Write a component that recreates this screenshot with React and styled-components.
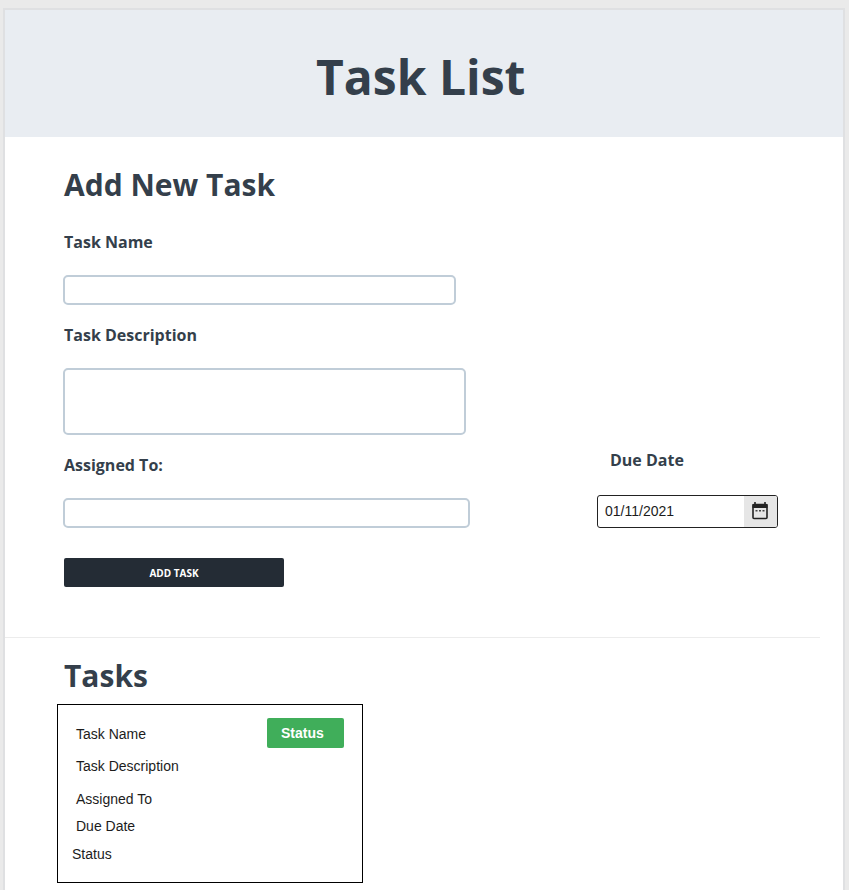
import React from "react";
import styled, { createGlobalStyle } from "styled-components";

const Global = createGlobalStyle`
  *, *::before, *::after { box-sizing: border-box; }
  html, body { margin: 0; height: 100%; background: #eaeaea; overflow: hidden; }
  h1, h2, p { margin: 0; }
`;

const heading = `"Open Sans", sans-serif`;
const body = `"Liberation Sans", Arial, sans-serif`;

const Page = styled.div`
  height: 890px;
  padding: 8px 4px 0 3px;
  overflow: hidden;
`;

const Sheet = styled.main`
  height: 900px;
  border: 2px solid #dfe0e2;
  background: #fff;
`;

const Header = styled.header`
  height: 127px;
  display: flex;
  align-items: center;
  padding: 6px 0 0 311px;
  background: #e9edf2;
`;

const Title = styled.h1`
  font: 700 48px/64px ${heading};
  color: #343f4b;
  white-space: nowrap;
`;

const SectionTitle = styled.h2`
  font: 700 30px/40px ${heading};
  color: #343f4b;
  white-space: nowrap;
`;

const Form = styled.form`
  height: 500px;
  padding: 28px 0 0 59px;
`;

const Columns = styled.div`
  display: flex;
  align-items: flex-end;
  margin-top: 25px;
`;

const Fields = styled.div`
  display: flex;
  flex-direction: column;
  gap: 18px;
  width: 533px;
`;

const Field = styled.div`
  display: flex;
  flex-direction: column;
  gap: ${({ $gap }) => $gap || 21}px;
`;

const Label = styled.label`
  font: 700 16px/24px ${heading};
  color: #343f4b;
  margin-left: ${({ $indent }) => $indent || 0}px;
`;

const TextBox = styled.input`
  width: ${({ $width }) => $width}px;
  height: ${({ $height }) => $height || 30}px;
  margin: 0 0 0 -1px;
  padding: 0 8px;
  border: 2px solid #c0cdd8;
  border-radius: 5px;
  background: #fff;
  outline: 0;
  resize: none;
  font: 14px ${body};
`;

const DateBox = styled.div`
  display: flex;
  width: 181px;
  height: 33px;
  border: 1px solid #222;
  border-radius: 3px;
  overflow: hidden;
`;

const DateValue = styled.span`
  flex: 1;
  padding-left: 7px;
  font: 14px/30px ${body};
  color: #1c1c1c;
`;

const DateButton = styled.span`
  width: 33px;
  display: flex;
  align-items: center;
  justify-content: center;
  padding: 0 2px 1px 0;
  background: #e6e6e6;
`;

const AddButton = styled.button`
  display: block;
  width: 220px;
  height: 29px;
  margin: 30px 0 0;
  padding: 1px 0 0;
  border: 0;
  border-radius: 2px;
  background: #242c35;
  color: #fff;
  font: 700 10px/14px ${heading};
`;

const Divider = styled.hr`
  width: 815px;
  height: 1px;
  margin: 0;
  border: 0;
  background: #ececec;
`;

const Tasks = styled.section`
  padding: 18px 0 0 59px;
`;

const Card = styled.article`
  display: flex;
  justify-content: space-between;
  width: 306px;
  height: 179px;
  margin: 8px 0 0 -7px;
  padding: 13px 18px 0 14px;
  border: 1px solid #000;
`;

const Details = styled.div`
  padding-top: 6px;
`;

const Detail = styled.p`
  height: ${({ $height }) => $height}px;
  padding-left: ${({ $indent }) => $indent}px;
  font: 14px/20px ${body};
  color: #1c1c1c;
`;

const Badge = styled.span`
  width: 77px;
  height: 30px;
  padding-left: 14px;
  border-radius: 2px;
  background: #40ae5a;
  color: #fff;
  font: 700 14px/30px ${body};
`;

const CalendarIcon = () => (
  <svg width="18" height="20" viewBox="0 0 18 20" fill="none">
    <path d="M4 1v3M14 1v3" stroke="#222" strokeWidth="1.6" />
    <rect x="2" y="3.5" width="14" height="14" rx="1" stroke="#222" strokeWidth="1.6" />
    <path d="M1.5 3h15v4h-15z" fill="#222" />
    <path d="M4.5 9.8h2M8 9.8h2M11.5 9.8h2" stroke="#444" strokeWidth="1.5" />
  </svg>
);

const details = [
  { text: "Task Name", height: 32, indent: 4 },
  { text: "Task Description", height: 33, indent: 4 },
  { text: "Assigned To", height: 27, indent: 4 },
  { text: "Due Date", height: 28, indent: 4 },
  { text: "Status", height: 20, indent: 0 },
];

export default function App() {
  return (
    <Page>
      <Global />
      <Sheet>
        <Header>
          <Title>Task List</Title>
        </Header>
        <Form>
          <SectionTitle>Add New Task</SectionTitle>
          <Columns>
            <Fields>
              <Field>
                <Label htmlFor="name">Task Name</Label>
                <TextBox id="name" $width={393} />
              </Field>
              <Field>
                <Label htmlFor="description">Task Description</Label>
                <TextBox as="textarea" id="description" $width={403} $height={67} />
              </Field>
              <Field>
                <Label htmlFor="assignee">Assigned To:</Label>
                <TextBox id="assignee" $width={407} />
              </Field>
            </Fields>
            <Field $gap={23}>
              <Label as="span" $indent={13}>Due Date</Label>
              <DateBox>
                <DateValue>01/11/2021</DateValue>
                <DateButton>
                  <CalendarIcon />
                </DateButton>
              </DateBox>
            </Field>
          </Columns>
          <AddButton type="button">ADD TASK</AddButton>
        </Form>
        <Divider />
        <Tasks>
          <SectionTitle>Tasks</SectionTitle>
          <Card>
            <Details>
              {details.map(({ text, height, indent }) => (
                <Detail key={text} $height={height} $indent={indent}>{text}</Detail>
              ))}
            </Details>
            <Badge>Status</Badge>
          </Card>
        </Tasks>
      </Sheet>
    </Page>
  );
}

◆ **Instructions to follow**: Word for word, quote the lines above. Omit the pictures.

◆ **Answer to the problem**:
Write a component that recreates this screenshot with React and styled-components.
import React from "react";
import styled, { createGlobalStyle } from "styled-components";

const Global = createGlobalStyle`
  *, *::before, *::after { box-sizing: border-box; }
  html, body { margin: 0; height: 100%; background: #eaeaea; overflow: hidden; }
  h1, h2, p { margin: 0; }
`;

const heading = `"Open Sans", sans-serif`;
const body = `"Liberation Sans", Arial, sans-serif`;

const Page = styled.div`
  height: 890px;
  padding: 8px 4px 0 3px;
  overflow: hidden;
`;

const Sheet = styled.main`
  height: 900px;
  border: 2px solid #dfe0e2;
  background: #fff;
`;

const Header = styled.header`
  height: 127px;
  display: flex;
  align-items: center;
  padding: 6px 0 0 311px;
  background: #e9edf2;
`;

const Title = styled.h1`
  font: 700 48px/64px ${heading};
  color: #343f4b;
  white-space: nowrap;
`;

const SectionTitle = styled.h2`
  font: 700 30px/40px ${heading};
  color: #343f4b;
  white-space: nowrap;
`;

const Form = styled.form`
  height: 500px;
  padding: 28px 0 0 59px;
`;

const Columns = styled.div`
  display: flex;
  align-items: flex-end;
  margin-top: 25px;
`;

const Fields = styled.div`
  display: flex;
  flex-direction: column;
  gap: 18px;
  width: 533px;
`;

const Field = styled.div`
  display: flex;
  flex-direction: column;
  gap: ${({ $gap }) => $gap || 21}px;
`;

const Label = styled.label`
  font: 700 16px/24px ${heading};
  color: #343f4b;
  margin-left: ${({ $indent }) => $indent || 0}px;
`;

const TextBox = styled.input`
  width: ${({ $width }) => $width}px;
  height: ${({ $height }) => $height || 30}px;
  margin: 0 0 0 -1px;
  padding: 0 8px;
  border: 2px solid #c0cdd8;
  border-radius: 5px;
  background: #fff;
  outline: 0;
  resize: none;
  font: 14px ${body};
`;

const DateBox = styled.div`
  display: flex;
  width: 181px;
  height: 33px;
  border: 1px solid #222;
  border-radius: 3px;
  overflow: hidden;
`;

const DateValue = styled.span`
  flex: 1;
  padding-left: 7px;
  font: 14px/30px ${body};
  color: #1c1c1c;
`;

const DateButton = styled.span`
  width: 33px;
  display: flex;
  align-items: center;
  justify-content: center;
  padding: 0 2px 1px 0;
  background: #e6e6e6;
`;

const AddButton = styled.button`
  display: block;
  width: 220px;
  height: 29px;
  margin: 30px 0 0;
  padding: 1px 0 0;
  border: 0;
  border-radius: 2px;
  background: #242c35;
  color: #fff;
  font: 700 10px/14px ${heading};
`;

const Divider = styled.hr`
  width: 815px;
  height: 1px;
  margin: 0;
  border: 0;
  background: #ececec;
`;

const Tasks = styled.section`
  padding: 18px 0 0 59px;
`;

const Card = styled.article`
  display: flex;
  justify-content: space-between;
  width: 306px;
  height: 179px;
  margin: 8px 0 0 -7px;
  padding: 13px 18px 0 14px;
  border: 1px solid #000;
`;

const Details = styled.div`
  padding-top: 6px;
`;

const Detail = styled.p`
  height: ${({ $height }) => $height}px;
  padding-left: ${({ $indent }) => $indent}px;
  font: 14px/20px ${body};
  color: #1c1c1c;
`;

const Badge = styled.span`
  width: 77px;
  height: 30px;
  padding-left: 14px;
  border-radius: 2px;
  background: #40ae5a;
  color: #fff;
  font: 700 14px/30px ${body};
`;

const CalendarIcon = () => (
  <svg width="18" height="20" viewBox="0 0 18 20" fill="none">
    <path d="M4 1v3M14 1v3" stroke="#222" strokeWidth="1.6" />
    <rect x="2" y="3.5" width="14" height="14" rx="1" stroke="#222" strokeWidth="1.6" />
    <path d="M1.5 3h15v4h-15z" fill="#222" />
    <path d="M4.5 9.8h2M8 9.8h2M11.5 9.8h2" stroke="#444" strokeWidth="1.5" />
  </svg>
);

const details = [
  { text: "Task Name", height: 32, indent: 4 },
  { text: "Task Description", height: 33, indent: 4 },
  { text: "Assigned To", height: 27, indent: 4 },
  { text: "Due Date", height: 28, indent: 4 },
  { text: "Status", height: 20, indent: 0 },
];

export default function App() {
  return (
    <Page>
      <Global />
      <Sheet>
        <Header>
          <Title>Task List</Title>
        </Header>
        <Form>
          <SectionTitle>Add New Task</SectionTitle>
          <Columns>
            <Fields>
              <Field>
                <Label htmlFor="name">Task Name</Label>
                <TextBox id="name" $width={393} />
              </Field>
              <Field>
                <Label htmlFor="description">Task Description</Label>
                <TextBox as="textarea" id="description" $width={403} $height={67} />
              </Field>
              <Field>
                <Label htmlFor="assignee">Assigned To:</Label>
                <TextBox id="assignee" $width={407} />
              </Field>
            </Fields>
            <Field $gap={23}>
              <Label as="span" $indent={13}>Due Date</Label>
              <DateBox>
                <DateValue>01/11/2021</DateValue>
                <DateButton>
                  <CalendarIcon />
                </DateButton>
              </DateBox>
            </Field>
          </Columns>
          <AddButton type="button">ADD TASK</AddButton>
        </Form>
        <Divider />
        <Tasks>
          <SectionTitle>Tasks</SectionTitle>
          <Card>
            <Details>
              {details.map(({ text, height, indent }) => (
                <Detail key={text} $height={height} $indent={indent}>{text}</Detail>
              ))}
            </Details>
            <Badge>Status</Badge>
          </Card>
        </Tasks>
      </Sheet>
    </Page>
  );
}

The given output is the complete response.